-- start of Information provided --

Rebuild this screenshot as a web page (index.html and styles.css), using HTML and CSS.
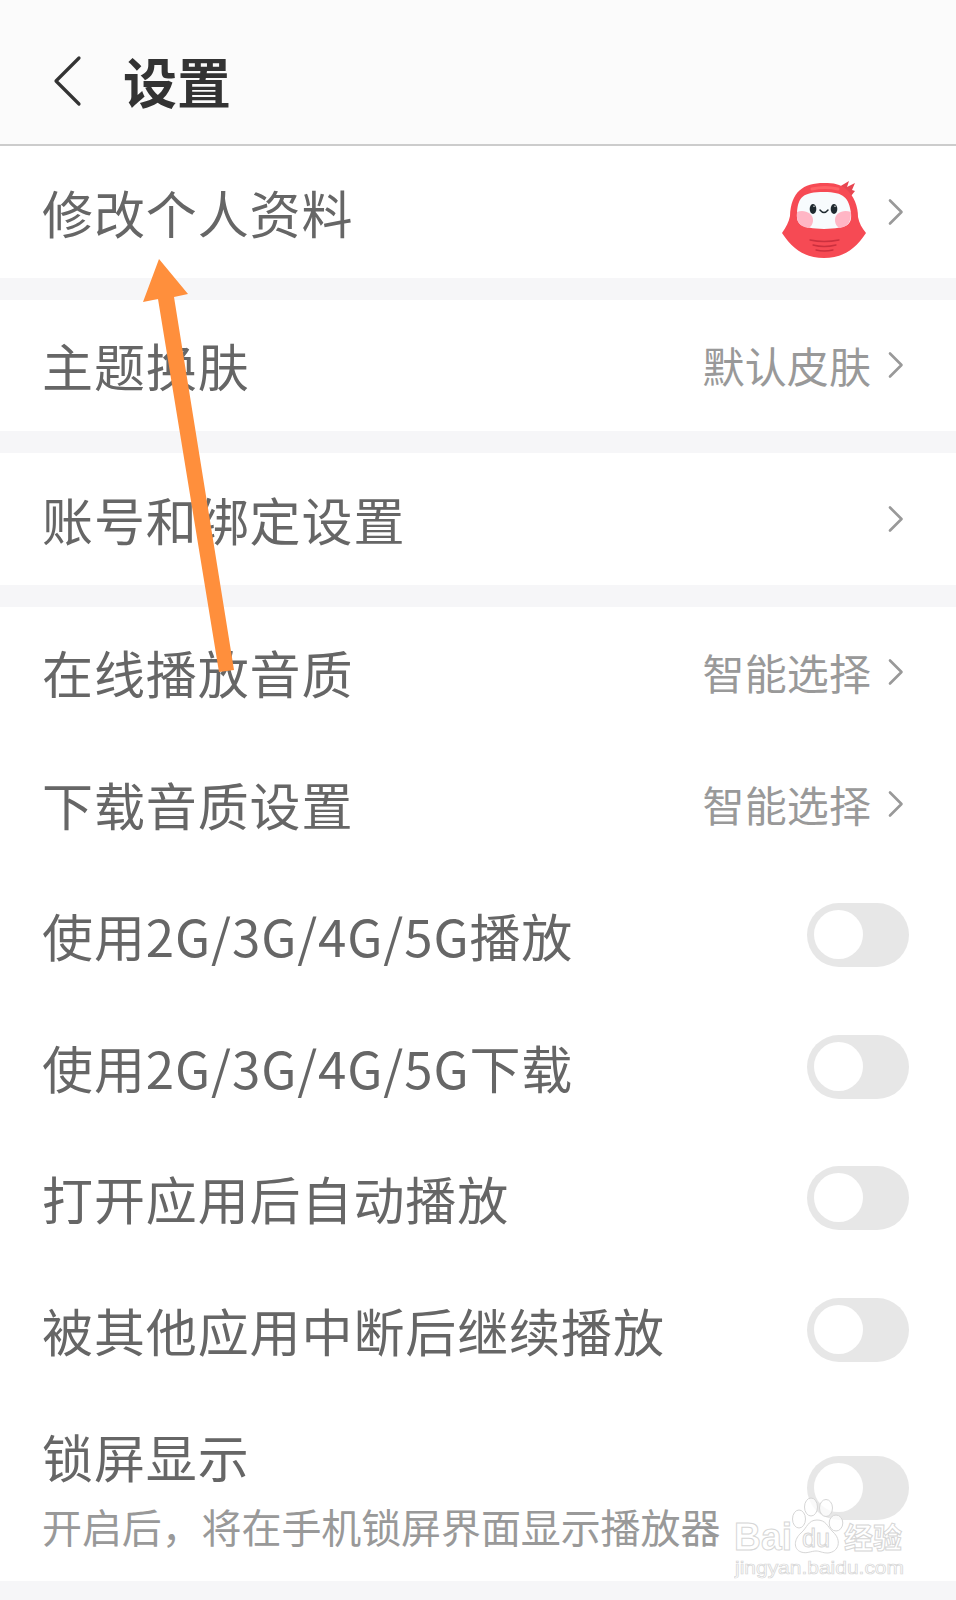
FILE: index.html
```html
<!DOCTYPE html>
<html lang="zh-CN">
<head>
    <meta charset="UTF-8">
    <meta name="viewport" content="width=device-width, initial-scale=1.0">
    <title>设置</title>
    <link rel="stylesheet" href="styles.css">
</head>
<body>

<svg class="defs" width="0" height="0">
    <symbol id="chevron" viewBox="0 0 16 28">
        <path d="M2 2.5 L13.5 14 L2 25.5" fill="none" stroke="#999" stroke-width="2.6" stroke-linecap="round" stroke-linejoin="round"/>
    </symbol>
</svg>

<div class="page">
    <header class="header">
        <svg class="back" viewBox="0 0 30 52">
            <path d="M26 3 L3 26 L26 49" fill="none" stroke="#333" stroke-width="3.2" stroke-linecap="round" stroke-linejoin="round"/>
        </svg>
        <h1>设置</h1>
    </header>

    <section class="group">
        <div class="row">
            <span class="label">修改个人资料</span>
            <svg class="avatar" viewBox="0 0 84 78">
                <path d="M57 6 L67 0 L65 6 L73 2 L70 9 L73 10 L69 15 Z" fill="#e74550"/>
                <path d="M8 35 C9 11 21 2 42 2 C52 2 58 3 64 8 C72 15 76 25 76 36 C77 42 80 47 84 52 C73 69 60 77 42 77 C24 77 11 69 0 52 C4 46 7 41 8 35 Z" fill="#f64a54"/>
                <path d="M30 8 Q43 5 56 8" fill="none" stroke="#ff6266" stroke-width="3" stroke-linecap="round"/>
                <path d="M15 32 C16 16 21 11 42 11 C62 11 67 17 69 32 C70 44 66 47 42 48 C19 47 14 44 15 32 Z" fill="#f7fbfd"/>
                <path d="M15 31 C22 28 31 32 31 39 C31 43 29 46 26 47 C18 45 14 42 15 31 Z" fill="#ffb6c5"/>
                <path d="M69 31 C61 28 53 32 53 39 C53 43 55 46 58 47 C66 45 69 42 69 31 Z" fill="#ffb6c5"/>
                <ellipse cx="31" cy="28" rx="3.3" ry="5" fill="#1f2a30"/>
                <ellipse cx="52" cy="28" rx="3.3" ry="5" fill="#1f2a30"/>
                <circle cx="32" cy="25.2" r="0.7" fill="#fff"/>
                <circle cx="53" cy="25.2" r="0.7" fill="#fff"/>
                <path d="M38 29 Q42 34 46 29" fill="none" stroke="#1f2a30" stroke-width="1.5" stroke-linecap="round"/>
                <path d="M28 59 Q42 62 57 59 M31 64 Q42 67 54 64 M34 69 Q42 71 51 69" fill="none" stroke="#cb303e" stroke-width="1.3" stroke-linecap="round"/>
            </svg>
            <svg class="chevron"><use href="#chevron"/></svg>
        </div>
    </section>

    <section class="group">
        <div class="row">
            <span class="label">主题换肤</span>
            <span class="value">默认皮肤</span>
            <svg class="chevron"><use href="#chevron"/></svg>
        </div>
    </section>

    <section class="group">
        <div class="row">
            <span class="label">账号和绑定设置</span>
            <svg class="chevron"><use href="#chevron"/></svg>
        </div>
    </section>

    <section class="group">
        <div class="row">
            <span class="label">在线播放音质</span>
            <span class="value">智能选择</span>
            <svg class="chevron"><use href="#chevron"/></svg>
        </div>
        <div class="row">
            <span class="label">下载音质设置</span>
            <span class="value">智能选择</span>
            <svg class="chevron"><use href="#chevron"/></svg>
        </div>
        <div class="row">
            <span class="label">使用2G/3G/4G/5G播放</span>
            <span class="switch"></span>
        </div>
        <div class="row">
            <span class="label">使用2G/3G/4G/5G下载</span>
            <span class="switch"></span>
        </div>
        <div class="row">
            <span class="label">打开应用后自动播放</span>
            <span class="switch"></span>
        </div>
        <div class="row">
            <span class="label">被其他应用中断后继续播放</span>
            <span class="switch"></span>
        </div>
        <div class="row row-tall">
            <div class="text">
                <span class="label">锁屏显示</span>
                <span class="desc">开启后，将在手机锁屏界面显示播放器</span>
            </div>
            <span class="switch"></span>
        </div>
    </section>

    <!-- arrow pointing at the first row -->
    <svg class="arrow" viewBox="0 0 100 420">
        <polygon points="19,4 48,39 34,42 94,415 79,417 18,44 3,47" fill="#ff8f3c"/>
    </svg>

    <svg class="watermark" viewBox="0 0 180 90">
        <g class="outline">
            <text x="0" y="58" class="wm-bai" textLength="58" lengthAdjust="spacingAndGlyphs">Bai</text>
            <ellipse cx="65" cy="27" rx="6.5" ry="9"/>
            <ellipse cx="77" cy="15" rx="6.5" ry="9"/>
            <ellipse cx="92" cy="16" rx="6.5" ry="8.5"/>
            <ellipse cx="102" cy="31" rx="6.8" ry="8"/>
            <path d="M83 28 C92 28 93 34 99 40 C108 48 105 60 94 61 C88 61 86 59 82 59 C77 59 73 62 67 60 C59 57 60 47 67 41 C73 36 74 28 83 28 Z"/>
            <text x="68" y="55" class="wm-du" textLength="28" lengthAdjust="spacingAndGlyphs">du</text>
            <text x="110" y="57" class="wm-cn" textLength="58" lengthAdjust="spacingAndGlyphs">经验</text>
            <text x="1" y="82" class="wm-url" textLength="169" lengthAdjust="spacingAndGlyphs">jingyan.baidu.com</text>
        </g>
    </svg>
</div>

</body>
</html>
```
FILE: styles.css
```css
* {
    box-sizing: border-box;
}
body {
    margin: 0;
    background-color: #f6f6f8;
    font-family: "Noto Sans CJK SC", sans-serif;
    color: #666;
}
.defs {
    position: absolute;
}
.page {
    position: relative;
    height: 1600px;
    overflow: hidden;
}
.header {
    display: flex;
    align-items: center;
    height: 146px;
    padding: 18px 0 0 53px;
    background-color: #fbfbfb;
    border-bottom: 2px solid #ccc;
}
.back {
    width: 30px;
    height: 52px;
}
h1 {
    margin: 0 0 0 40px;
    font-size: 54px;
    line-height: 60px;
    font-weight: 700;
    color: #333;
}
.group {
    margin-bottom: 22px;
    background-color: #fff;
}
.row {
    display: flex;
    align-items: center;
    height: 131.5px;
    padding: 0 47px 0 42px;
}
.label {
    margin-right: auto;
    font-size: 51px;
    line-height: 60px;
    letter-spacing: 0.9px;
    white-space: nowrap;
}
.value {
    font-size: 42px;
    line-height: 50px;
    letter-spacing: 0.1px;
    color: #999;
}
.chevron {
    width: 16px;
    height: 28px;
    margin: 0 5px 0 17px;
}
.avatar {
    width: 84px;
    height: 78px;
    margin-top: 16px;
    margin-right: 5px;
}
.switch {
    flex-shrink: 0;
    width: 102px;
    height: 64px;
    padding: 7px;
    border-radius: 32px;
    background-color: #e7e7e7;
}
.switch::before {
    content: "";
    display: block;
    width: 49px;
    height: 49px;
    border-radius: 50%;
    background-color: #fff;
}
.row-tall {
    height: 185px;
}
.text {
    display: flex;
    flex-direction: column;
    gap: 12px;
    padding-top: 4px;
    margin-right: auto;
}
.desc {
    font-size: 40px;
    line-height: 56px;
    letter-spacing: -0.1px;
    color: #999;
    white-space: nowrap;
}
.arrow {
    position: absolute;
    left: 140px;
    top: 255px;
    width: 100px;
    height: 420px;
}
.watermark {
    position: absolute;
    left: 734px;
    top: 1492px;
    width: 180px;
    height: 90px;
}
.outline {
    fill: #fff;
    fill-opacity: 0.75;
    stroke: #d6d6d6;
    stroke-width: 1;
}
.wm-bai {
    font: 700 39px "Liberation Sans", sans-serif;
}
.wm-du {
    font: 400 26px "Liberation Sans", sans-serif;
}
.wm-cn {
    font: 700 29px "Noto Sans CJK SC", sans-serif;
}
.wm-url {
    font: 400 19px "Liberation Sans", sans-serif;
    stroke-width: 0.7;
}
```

-- end of Information provided --

_Task statement_
From the data, collect all lines where the string "page" appears.

_Solution to the problem_
Rebuild this screenshot as a web page (index.html and styles.css), using HTML and CSS.
<div class="page">
.page {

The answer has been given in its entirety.